Ces exemples illustrent la place de la négociation sociale dans les processus de structuration des organisations.
Le droit du travail et la conduite du changement
Nous assistons à une accélération des changements, que ceux-ci soient initiés par les marchés (globalisation, autonomie…) les évolutions techniques (intelligence artificielle…) les enjeux planétaires (développement durable…) ou les références sociétales (télétravail, cultures générationnelles…).
Les entreprises ont dû investir dans des méthodes de « conduite du changement » leur permettant d’améliorer leur efficience pour s’adapter à ces évolutions.
Le droit du travail, et en particulier celui des relations sociales, propose des outils qui participent à la conduite du changement.
Quelques exemples :
- Les accords de méthode :
Utilisés dans un premier temps pour accompagner les restructurations, ils sont devenus un outil de référence à disposition des entreprises pour accompagner la conduite de projets et de négociations complexes.

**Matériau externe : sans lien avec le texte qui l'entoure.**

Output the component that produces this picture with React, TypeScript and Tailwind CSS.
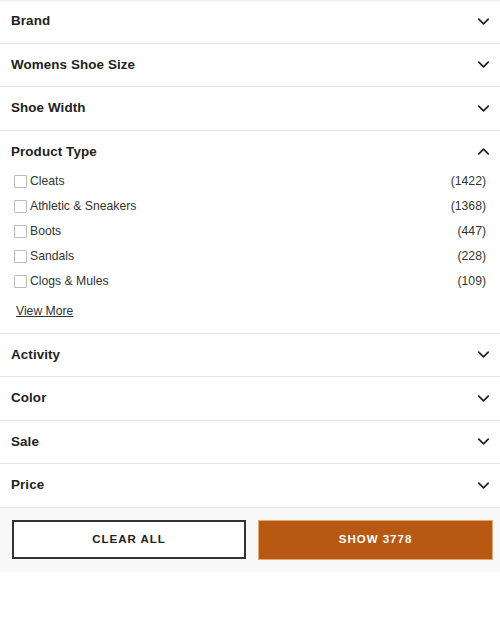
import { ChevronDown, ChevronUp } from "lucide-react";

const sections = ["Brand", "Womens Shoe Size", "Shoe Width"];
const after = ["Activity", "Color", "Sale", "Price"];

const productTypes = [
  { label: "Cleats", count: 1422 },
  { label: "Athletic & Sneakers", count: 1368 },
  { label: "Boots", count: 447 },
  { label: "Sandals", count: 228 },
  { label: "Clogs & Mules", count: 109 },
];

const FilterHeader = ({ title, open }: { title: string; open?: boolean }) => {
  return (
    <div className="h-[42.5px] flex items-center justify-between pl-[11px] pr-[7px]">
      <h3 className="text-[13.4px] font-bold tracking-[0.1px] text-[#222]">{title}</h3>
      {open ? (
        <ChevronUp width={19} height={19} strokeWidth={2.2} className="text-[#222]" />
      ) : (
        <ChevronDown width={19} height={19} strokeWidth={2.2} className="text-[#222]" />
      )}
    </div>
  );
};

const App = () => {
  return (
    <div className="w-[500px] h-[627px] bg-white font-['Liberation_Sans',Arial,sans-serif] shadow-[inset_0_3px_3px_-2px_rgba(0,0,0,0.08)]">
      {sections.map((s) => (
        <div key={s} className="border-b border-[#e5e5e5]">
          <FilterHeader title={s} />
        </div>
      ))}
      <div className="border-b border-[#e5e5e5]">
        <FilterHeader title="Product Type" open />
        <ul className="px-[14px] -mt-[4px] flex flex-col">
          {productTypes.map((p) => (
            <li key={p.label} className="h-[25px] flex items-center justify-between">
              <label className="flex items-center text-[12.2px] text-[#333]">
                <span className="w-[13px] h-[13px] border border-[#bbb] rounded-[1px] me-[3px] bg-white" />
                {p.label}
              </label>
              <span className="text-[12.2px] text-[#333]">({p.count})</span>
            </li>
          ))}
        </ul>
        <div className="px-4 pt-[8.5px] pb-[14px] text-[12.2px] leading-[16px]">
          <a className="text-[#333] underline">View More</a>
        </div>
      </div>
      {after.map((s) => (
        <div key={s} className="border-b border-[#e5e5e5]">
          <FilterHeader title={s} />
        </div>
      ))}
      <div className="bg-[#f8f8f8] h-[64px] flex items-center gap-3 pl-3">
        <button className="w-[234px] h-[39px] border-2 border-[#333] bg-white text-[11.5px] font-bold tracking-[1px] text-[#222]">
          CLEAR ALL
        </button>
        <button className="w-[235px] h-[40px] border border-[#e6a877] bg-[#b85913] text-[11.5px] font-bold tracking-[1px] text-white">
          SHOW 3778
        </button>
      </div>
    </div>
  );
};

export default App;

Leur premier intérêt, trop souvent ignoré, consiste à reconnaitre la place de chaque institution représentative dans l’entreprise (syndicats signataires mais aussi CSE, chacun pour ce qui est de son domaine).

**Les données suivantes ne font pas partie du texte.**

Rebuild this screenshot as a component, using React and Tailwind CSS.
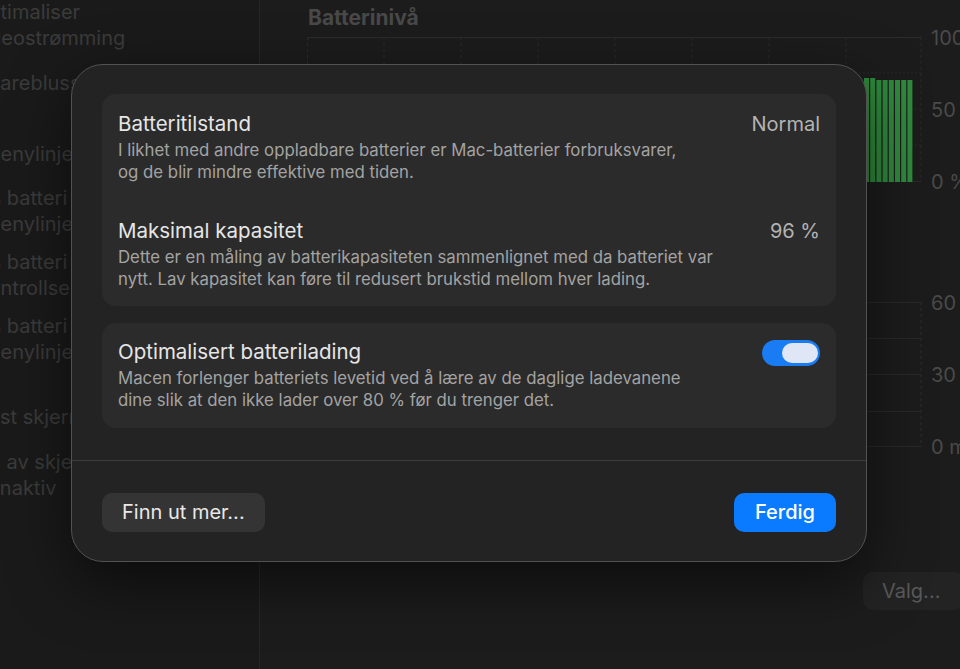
import React from "react";

const sidebar = [
  { t: "Optimaliser", ml: "-ml-[27px]", mt: "mt-[-1px]" },
  { t: "videostrømming", ml: "-ml-[27px]", mt: "" },
  { t: "Farebluss", ml: "-ml-[11px]", mt: "mt-[19px]" },
  { t: "menylinje", ml: "-ml-[17px]", mt: "mt-[45px]" },
  { t: "Vis batteri", ml: "-ml-[28px]", mt: "mt-[18px]" },
  { t: "menylinje", ml: "-ml-[17px]", mt: "" },
  { t: "Vis batteri", ml: "-ml-[28px]", mt: "mt-[12px]" },
  { t: "kontrollsenter", ml: "-ml-[22px]", mt: "" },
  { t: "Vis batteri", ml: "-ml-[28px]", mt: "mt-[12px]" },
  { t: "menylinje", ml: "-ml-[17px]", mt: "" },
  { t: "Test skjerm", ml: "-ml-[23px]", mt: "mt-[39px]" },
  { t: "Slå av skjerm", ml: "-ml-[28px]", mt: "mt-[19px]" },
  { t: "inaktiv", ml: "-ml-[5px]", mt: "" },
];

function Chart1() {
  const vx = [0.5, 77, 154, 231, 308, 385, 462, 539, 614];
  return (
    <svg width="616" height="146" className="block shrink-0">
      <line x1="0" y1="0.5" x2="614" y2="0.5" stroke="#2c2c2c" />
      {[36, 72, 108].map((y) => (
        <line key={y} x1="0" y1={y} x2="614" y2={y} stroke="#292929" strokeDasharray="2 2" />
      ))}
      <line x1="0" y1="144.5" x2="614" y2="144.5" stroke="#2a2a2a" />
      {vx.map((x) => (
        <line key={x} x1={x} y1="0" x2={x} y2="145" stroke="#2b2b2b" strokeDasharray="3 3" />
      ))}
      {Array.from({ length: 8 }).map((_, i) => (
        <rect key={i} x={557 + i * 6.2} y={i < 2 ? 41 : 43} width="5" height={i < 2 ? 104 : 102} fill="#2f8a3c" />
      ))}
    </svg>
  );
}

function Chart2() {
  return (
    <svg width="616" height="146" className="block shrink-0">
      {[0.5, 36.5, 72.5, 109.5, 144.5].map((y) => (
        <line key={y} x1="0" y1={y} x2="614" y2={y} stroke="#292929" />
      ))}
      {[0.5, 77, 154, 231, 308, 385, 462, 539].map((x) => (
        <line key={x} x1={x} y1="0" x2={x} y2="145" stroke="#242424" strokeDasharray="3 3" />
      ))}
      <line x1="614" y1="0" x2="614" y2="145" stroke="#2c2c2c" strokeDasharray="3 3" />
    </svg>
  );
}

function Row({ title, value, desc, children, pt = "pt-[18px]", pb = "pb-[17px]" }) {
  return (
    <div className={`flex items-start justify-between px-[16px] ${pt} ${pb}`}>
      <div className="flex flex-col gap-[4px]">
        <div className="text-[20.5px] leading-[24px] text-[#e6e6e6]">{title}</div>
        <div className="text-[16.8px] leading-[21.5px] text-[#a3a3a3] whitespace-nowrap">
          {desc.map((d, i) => (
            <div key={i}>{d}</div>
          ))}
        </div>
      </div>
      {value && <div className="text-[20px] leading-[24px] text-[#b3b3b3]">{value}</div>}
      {children}
    </div>
  );
}

export default function App() {
  return (
    <div className="relative w-[960px] h-[669px] overflow-hidden bg-[#1c1c1c] flex font-['Inter','Noto_Sans',sans-serif]">
      <aside className="w-[260px] shrink-0 h-full bg-[#1a1a1a] border-r border-[#272727] overflow-hidden flex flex-col text-[20px] leading-[26px] text-[#3b3b3b]">
        {sidebar.map((s, i) => (
          <div key={i} className={`whitespace-nowrap ${s.ml} ${s.mt}`}>
            {s.t}
          </div>
        ))}
      </aside>

      <main className="flex-1 flex flex-col pl-[47px] pt-[6px] overflow-hidden">
        <div className="ml-[1px] text-[21px] leading-[24px] font-bold text-[#494949]">Batterinivå</div>
        <div className="mt-[7px] flex h-[146px]">
          <Chart1 />
          <div className="ml-[8px] -mt-[9px] h-[164px] flex flex-col justify-between text-[20px] leading-[20px] text-[#4a4a4a] whitespace-nowrap">
            <div>100 %</div>
            <div>50 %</div>
            <div>0 %</div>
          </div>
        </div>
        <div className="h-[119px] shrink-0" />
        <div className="flex h-[146px]">
          <Chart2 />
          <div className="ml-[8px] -mt-[9px] h-[164px] flex flex-col justify-between text-[20px] leading-[20px] text-[#4a4a4a] whitespace-nowrap">
            <div>60 min</div>
            <div>30 min</div>
            <div>0 min</div>
          </div>
        </div>
        <div className="mt-[124px] flex justify-end -mr-[4px]">
          <div className="w-[101px] h-[38px] rounded-[10px] bg-[#232323] pl-[19px] text-[20px] leading-[38px] text-[#595959]">
            Valg...
          </div>
        </div>
      </main>

      <div className="absolute left-[71px] top-[64px] w-[796px] h-[498px] rounded-[32px] bg-[#232323] border border-[#525252] shadow-[0_20px_60px_rgba(0,0,0,0.55)] flex flex-col">
        <div className="px-[30px] pt-[29px] pb-[32px] flex flex-col gap-[17px]">
          <div className="h-[212px] rounded-[14px] bg-[#2b2b2b] flex flex-col">
            <Row
              title="Batteritilstand"
              value="Normal"
              desc={[
                "I likhet med andre oppladbare batterier er Mac-batterier forbruksvarer,",
                "og de blir mindre effektive med tiden.",
              ]}
            />
            <div className="mx-[16px] h-px bg-[#3a3a3a]" />
            <Row
              title="Maksimal kapasitet"
              value="96 %"
              pt="pt-[19px]"
              desc={[
                "Dette er en måling av batterikapasiteten sammenlignet med da batteriet var",
                "nytt. Lav kapasitet kan føre til redusert brukstid mellom hver lading.",
              ]}
            />
          </div>
          <div className="h-[105px] rounded-[14px] bg-[#2b2b2b]">
            <Row
              title="Optimalisert batterilading"
              pt="pt-[17px]"
              desc={[
                "Macen forlenger batteriets levetid ved å lære av de daglige ladevanene",
                "dine slik at den ikke lader over 80 % før du trenger det.",
              ]}
            >
              <div className="w-[58px] h-[26px] rounded-full bg-[#1a7cf2] flex items-center justify-end pr-[2px]">
                <div className="w-[36px] h-[20px] rounded-full bg-[#dfe7f7]" />
              </div>
            </Row>
          </div>
        </div>
        <div className="h-px bg-[#3d3d3d]" />
        <div className="px-[30px] pt-[32px] flex justify-between">
          <div className="h-[39px] w-[163px] rounded-[10px] bg-[#343434] pl-[20px] text-[20px] leading-[39px] text-[#e8e8e8]">
            Finn ut mer...
          </div>
          <div className="h-[39px] w-[102px] rounded-[10px] bg-[#0a7aff] text-center text-[20px] leading-[39px] font-medium text-white">
            Ferdig
          </div>
        </div>
      </div>
    </div>
  );
}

Au-delà, et c’est leur objectif prioritaire, ils organisent la répartition des rôles entre les acteurs de la négociation sociale, définissant les objectifs poursuivis, le calendrier, les moyens affectés et la manière dont celui-ci sera concrétisé.
Les accords de méthode permettent une articulation étroite entre la conduite d’un projet opérationnel et sa déclinaison sociale.
- La gestion de l’emploi et des parcours professionnels (GEPP) :
Déclinaison managériale de la classification, la GEPP est l’outil à privilégier pour accompagner les changements d’organisation ayant des impacts sur le contenu des emplois.
Les accords GEPP accompagnent la mobilité professionnelle interne et externe, promotionnelle ou transverse, ils offrent, avec les référentiels emplois-compétences, aux collaborateurs une vision dynamique de leur présence dans l’entreprise. Ils participent aux efforts déployés pour maintenir et développer ses compétences et donnent du sens aux actions individuelles et collectives.
Ils s’accompagnent utilement de référentiels managériaux qui déclinent les valeurs managériales de l’entreprise et accompagnent utilement la conduite du changement.
Il faut enfin souligner que les outils juridiques, les approches organisationnelles et process de toutes natures sont insuffisants pour atteindre les objectifs poursuivis si on n’intègre pas dans la conduite de projet la gestion des pratiques et modes de management usuels dans l’entreprise ainsi que le positionnement des acteurs syndicaux et hiérarchiques.
Pour les DRH et les conseils qui les accompagnent, l’articulation de ces deux facettes du droit du travail, structuration et conduite du changement, participe à l’efficacité des conduites de projets complexes. Elle permet de conjuguer atteinte des objectifs économiques et prise en compte des attentes des salariés.